Mexican Army Arrests Drug Trafficker
Army soldiers on Saturday arrested one of Mexico’s most wanted drug traffickers, a man suspected of involvement in the 1993 assassination of a Roman Catholic cardinal.
Soldiers surrounded the Guadalajara office of the federal attorney general after seven federal agents acting as bodyguards were arrested along with Luis Hector Palma Salazar, leader of the Sinaloa drug cartel.
Authorities say Palma took over the Sinaloa cartel after its leader, Joaquin Guzman Loera, was arrested in Guatemala in May 1993. The cartel is based in the northwestern state of Sinaloa.
Both Guzman and Palma were implicated in the murder of Cardinal Juan Jesus Posadas Ocampo, his driver and five others in a spray of gunfire at the Guadalajara airport in May 1993. Authorities have not released details of their reputed involvement.
The two also are suspected of involvement in a November 1992 shootout at a Puerto Vallarta discotheque that left six people dead.
Palma was charged with several murders, but investigators refused to give details on the charges until a news conference scheduled for later Saturday.
Palma, arrested in a predawn raid in a plush residential area of Guadalajara, told officials he had been protected by federal judicial police Cmdr. Apolinar Pintor Aguilera. The commander was also arrested, said Horacio Montenegro Ortiz, the Jalisco state public security chief.

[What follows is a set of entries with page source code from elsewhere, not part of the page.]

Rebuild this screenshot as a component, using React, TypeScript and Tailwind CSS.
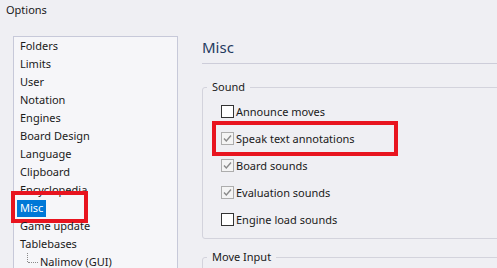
const pages = [
  'Folders',
  'Limits',
  'User',
  'Notation',
  'Engines',
  'Board Design',
  'Language',
  'Clipboard',
  'Encyclopedia',
  'Misc',
  'Game update',
  'Tablebases',
];

const soundOptions = [
  { label: 'Announce moves', checked: false },
  { label: 'Speak text annotations', checked: true, marked: true },
  { label: 'Board sounds', checked: true },
  { label: 'Evaluation sounds', checked: true },
  { label: 'Engine load sounds', checked: false },
];

function CheckBox({ checked }: { checked: boolean }) {
  if (!checked) {
    return <span className="block w-[13px] h-[13px] border border-[#333333] bg-white shrink-0" />;
  }
  return (
    <span className="block w-[13px] h-[13px] border border-[#adadad] bg-[#f4f4f4] shrink-0">
      <svg viewBox="0 0 11 11" className="w-[11px] h-[11px]">
        <path d="M2 5.5 L4.3 8 L9 2.5" fill="none" stroke="#8a8a8a" strokeWidth="1.4" />
      </svg>
    </span>
  );
}

export default function App() {
  return (
    <div className="w-[497px] h-[268px] overflow-hidden bg-[#efeff3] text-[11px] text-[#1a1a1a] font-['Noto_Sans',sans-serif]">
      <div className="h-[36px] pl-[6px] pt-[1px] leading-[18px]">Options</div>

      <div className="flex">
        <div className="shrink-0 ml-[13px] w-[165px] h-[240px] border border-[#c7c9d9] bg-[#f6f6f9]">
          {pages.map((page) => (
            <div key={page} className="relative h-[18px] leading-[18px] pl-[6px]">
              {page === 'Misc' ? (
                <>
                  <span className="inline-block -ml-[3px] px-[3px] h-[17px] mt-[1px] leading-[16px] bg-[#0078d7] text-white">
                    {page}
                  </span>
                  <span className="absolute left-[-3px] top-[-8px] w-[77px] h-[32px] border-[4px] border-[#e8141f]" />
                </>
              ) : (
                page
              )}
            </div>
          ))}
          <div className="flex items-center h-[18px] pl-[13px]">
            <span className="w-px h-[9px] -mt-[9px] border-l border-dotted border-[#8a8a8a]" />
            <span className="w-[10px] border-t border-dotted border-[#8a8a8a]" />
            <span className="ml-[2px] leading-[18px]">Nalimov (GUI)</span>
          </div>
        </div>

        <div className="flex-1 min-w-0 pl-[24px]">
          <div className="h-[22px] leading-[22px] text-[15px] text-[#1f3a5f]">Misc</div>
          <div className="mt-[5px] border-t border-[#cdcdd9]" />

          <fieldset className="mt-[15px] w-[320px] border border-[#d3d3dc] rounded-[3px]">
            <legend className="ml-[4px] px-[5px] leading-[16px]">Sound</legend>
            <div className="pt-[3px] pb-[5px] pl-[18px]">
              {soundOptions.map((opt) => (
                <div key={opt.label} className="relative flex items-center gap-[2px] h-[27px]">
                  <CheckBox checked={opt.checked} />
                  <span className="leading-[16px]">{opt.label}</span>
                  {opt.marked && (
                    <span className="absolute left-[-9px] top-[-4px] w-[186px] h-[35px] border-[4px] border-[#e8141f]" />
                  )}
                </div>
              ))}
            </div>
          </fieldset>

          <fieldset className="mt-[10px] w-[320px] h-[40px] border border-[#d3d3dc] rounded-[3px]">
            <legend className="ml-[4px] px-[5px] leading-[16px]">Move Input</legend>
          </fieldset>
        </div>
      </div>
    </div>
  );
}
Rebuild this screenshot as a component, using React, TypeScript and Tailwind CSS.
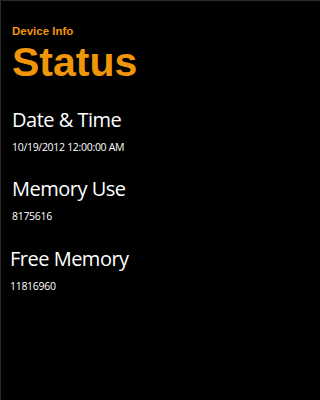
import React from "react";

function Heading({ children, className = "" }: { children: React.ReactNode; className?: string }) {
  return (
    <div className={"text-[20px] leading-none tracking-[-0.5px] text-white font-['Open_Sans',sans-serif] " + className}>
      {children}
    </div>
  );
}

function Value({ children, className = "" }: { children: React.ReactNode; className?: string }) {
  return (
    <div className={"mt-[12px] text-[10.5px] leading-none tracking-[-0.3px] text-white font-['Open_Sans',sans-serif] " + className}>
      {children}
    </div>
  );
}

export default function App() {
  return (
    <div className="w-full min-h-screen bg-black border-t border-l border-[#2a2a2a] overflow-hidden">
      <div className="flex flex-col pl-[11px]">
        <div className="mt-[25px] text-[11.5px] leading-none font-bold text-[#f09609] font-['Liberation_Sans',Arial,sans-serif]">
          Device Info
        </div>
        <div className="mt-[4px] text-[41px] leading-none font-bold text-[#f09609] font-['Liberation_Sans',Arial,sans-serif]">
          Status
        </div>
        <Heading className="mt-[27px]">Date &amp; Time</Heading>
        <Value>10/19/2012 12:00:00 AM</Value>
        <Heading className="mt-[27px]">Memory Use</Heading>
        <Value>8175616</Value>
        <div className="-ml-[2px] flex flex-col">
          <Heading className="mt-[27px]">Free Memory</Heading>
          <Value className="mt-[11px]">11816960</Value>
        </div>
      </div>
    </div>
  );
}
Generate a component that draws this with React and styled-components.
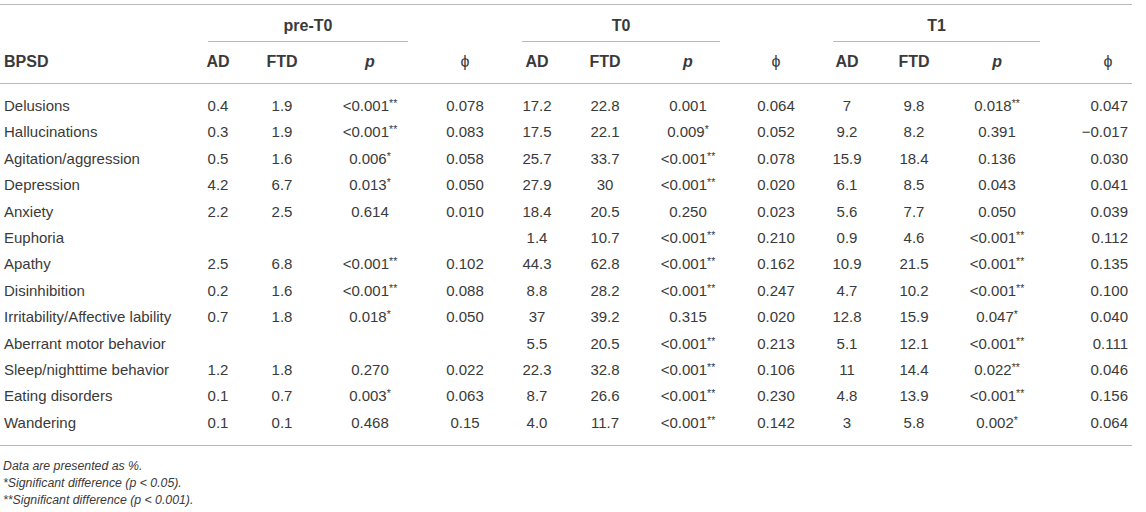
import React from 'react';
import styled, { createGlobalStyle } from 'styled-components';

const GlobalStyle = createGlobalStyle`
  body {
    margin: 0;
    background: #fff;
    font-family: "Liberation Sans", Arial, sans-serif;
    color: #3a3a3a;
  }
`;

const Page = styled.div`
  width: 1132px;
  padding-top: 4px;
`;

const Table = styled.table`
  width: 1132px;
  table-layout: fixed;
  border-collapse: collapse;
  border-top: 1px solid #b9b9b9;
`;

const GroupCell = styled.th`
  padding: 0;
  font-weight: bold;
  font-size: 16px;
`;

const GroupLabel = styled.div`
  margin: 0 ${(p) => p.$right}px 0 ${(p) => p.$left}px;
  padding: 12px 0 6px;
  line-height: 18px;
  text-align: center;
  border-bottom: 1px solid #b9b9b9;
`;

const HeadCell = styled.th`
  padding: 11px 0 12px ${(p) => p.$padLeft || 0}px;
  line-height: 18px;
  font-size: 16px;
  font-weight: ${(p) => (p.$phi ? 'normal' : 'bold')};
  font-style: ${(p) => (p.$italic ? 'italic' : 'normal')};
  text-align: ${(p) => (p.$left ? 'left' : 'center')};
  border-bottom: 1px solid #b9b9b9;
  ${(p) => p.$left && 'padding-left: 4px;'}
`;

const Row = styled.tr`
  td {
    height: 26.4px;
    padding-top: 0;
    padding-bottom: 0;
  }
  &:first-child td {
    padding-top: 8.8px;
  }
  &:last-child td {
    padding-bottom: 8.8px;
    border-bottom: 1px solid #b9b9b9;
  }
`;

const Cell = styled.td`
  font-size: 15px;
  line-height: 18px;
  white-space: nowrap;
  text-align: ${(p) => (p.$left ? 'left' : p.$right ? 'right' : 'center')};
  padding-left: ${(p) => (p.$left ? 4 : 0)}px;
  padding-right: ${(p) => (p.$right ? 4 : 0)}px;
`;

const Star = styled.sup`
  font-size: 10.5px;
  line-height: 0;
  vertical-align: 4px;
`;

const Notes = styled.div`
  margin-top: 12px;
  padding-left: 3px;
  font-size: 12.3px;
  line-height: 17px;
  font-style: italic;
`;

const widths = [190, 56, 72, 104, 86, 58, 78, 88, 88, 54, 80, 86, 92];

const rows = [
  ['Delusions', '0.4', '1.9', '<0.001**', '0.078', '17.2', '22.8', '0.001', '0.064', '7', '9.8', '0.018**', '0.047'],
  ['Hallucinations', '0.3', '1.9', '<0.001**', '0.083', '17.5', '22.1', '0.009*', '0.052', '9.2', '8.2', '0.391', '\u22120.017'],
  ['Agitation/aggression', '0.5', '1.6', '0.006*', '0.058', '25.7', '33.7', '<0.001**', '0.078', '15.9', '18.4', '0.136', '0.030'],
  ['Depression', '4.2', '6.7', '0.013*', '0.050', '27.9', '30', '<0.001**', '0.020', '6.1', '8.5', '0.043', '0.041'],
  ['Anxiety', '2.2', '2.5', '0.614', '0.010', '18.4', '20.5', '0.250', '0.023', '5.6', '7.7', '0.050', '0.039'],
  ['Euphoria', '', '', '', '', '1.4', '10.7', '<0.001**', '0.210', '0.9', '4.6', '<0.001**', '0.112'],
  ['Apathy', '2.5', '6.8', '<0.001**', '0.102', '44.3', '62.8', '<0.001**', '0.162', '10.9', '21.5', '<0.001**', '0.135'],
  ['Disinhibition', '0.2', '1.6', '<0.001**', '0.088', '8.8', '28.2', '<0.001**', '0.247', '4.7', '10.2', '<0.001**', '0.100'],
  ['Irritability/Affective lability', '0.7', '1.8', '0.018*', '0.050', '37', '39.2', '0.315', '0.020', '12.8', '15.9', '0.047*', '0.040'],
  ['Aberrant motor behavior', '', '', '', '', '5.5', '20.5', '<0.001**', '0.213', '5.1', '12.1', '<0.001**', '0.111'],
  ['Sleep/nighttime behavior', '1.2', '1.8', '0.270', '0.022', '22.3', '32.8', '<0.001**', '0.106', '11', '14.4', '0.022**', '0.046'],
  ['Eating disorders', '0.1', '0.7', '0.003*', '0.063', '8.7', '26.6', '<0.001**', '0.230', '4.8', '13.9', '<0.001**', '0.156'],
  ['Wandering', '0.1', '0.1', '0.468', '0.15', '4.0', '11.7', '<0.001**', '0.142', '3', '5.8', '0.002*', '0.064'],
];

// split trailing asterisks off so they can sit small and raised
const Value = ({ text }) => {
  const m = text.match(/^(.*?)(\*+)$/);
  if (!m) return text;
  return (
    <>
      {m[1]}
      <Star>{m[2]}</Star>
    </>
  );
};

const PHI = '\u03D5';

const App = () => (
  <Page>
    <GlobalStyle />
    <Table>
      <colgroup>
        {widths.map((w, i) => (
          <col key={i} style={{ width: w }} />
        ))}
      </colgroup>
      <thead>
        <tr>
          <GroupCell />
          <GroupCell colSpan={3}>
            <GroupLabel $left={18} $right={14}>pre-T0</GroupLabel>
          </GroupCell>
          <GroupCell />
          <GroupCell colSpan={3}>
            <GroupLabel $left={14} $right={12}>T0</GroupLabel>
          </GroupCell>
          <GroupCell />
          <GroupCell colSpan={3}>
            <GroupLabel $left={13} $right={0}>T1</GroupLabel>
          </GroupCell>
          <GroupCell />
        </tr>
        <tr>
          <HeadCell $left>BPSD</HeadCell>
          <HeadCell>AD</HeadCell>
          <HeadCell>FTD</HeadCell>
          <HeadCell $italic>p</HeadCell>
          <HeadCell $phi>{PHI}</HeadCell>
          <HeadCell>AD</HeadCell>
          <HeadCell>FTD</HeadCell>
          <HeadCell $italic>p</HeadCell>
          <HeadCell $phi>{PHI}</HeadCell>
          <HeadCell>AD</HeadCell>
          <HeadCell>FTD</HeadCell>
          <HeadCell $italic>p</HeadCell>
          <HeadCell $phi $padLeft={44}>{PHI}</HeadCell>
        </tr>
      </thead>
      <tbody>
        {rows.map((r) => (
          <Row key={r[0]}>
            {r.map((v, i) => (
              <Cell key={i} $left={i === 0} $right={i === 12}>
                <Value text={v} />
              </Cell>
            ))}
          </Row>
        ))}
      </tbody>
    </Table>
    <Notes>
      <div>Data are presented as %.</div>
      <div>*Significant difference (p &lt; 0.05).</div>
      <div>**Significant difference (p &lt; 0.001).</div>
    </Notes>
  </Page>
);

export default App;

Three other traffickers also were in custody.
The Attorney General’s Office said in a prepared statement that the raid was a joint action between its office and the Mexican army.
Prosecutors initially said that the cardinal died in a shootout between rival drug gangs. Later they acknowledged he was assassinated.
Posadas Ocampo, 66, was an outspoken critic of the drug cartels. The slaying focused attention on a seamy side of Mexico in which drug traffickers have been allowed by local authorities to operate freely.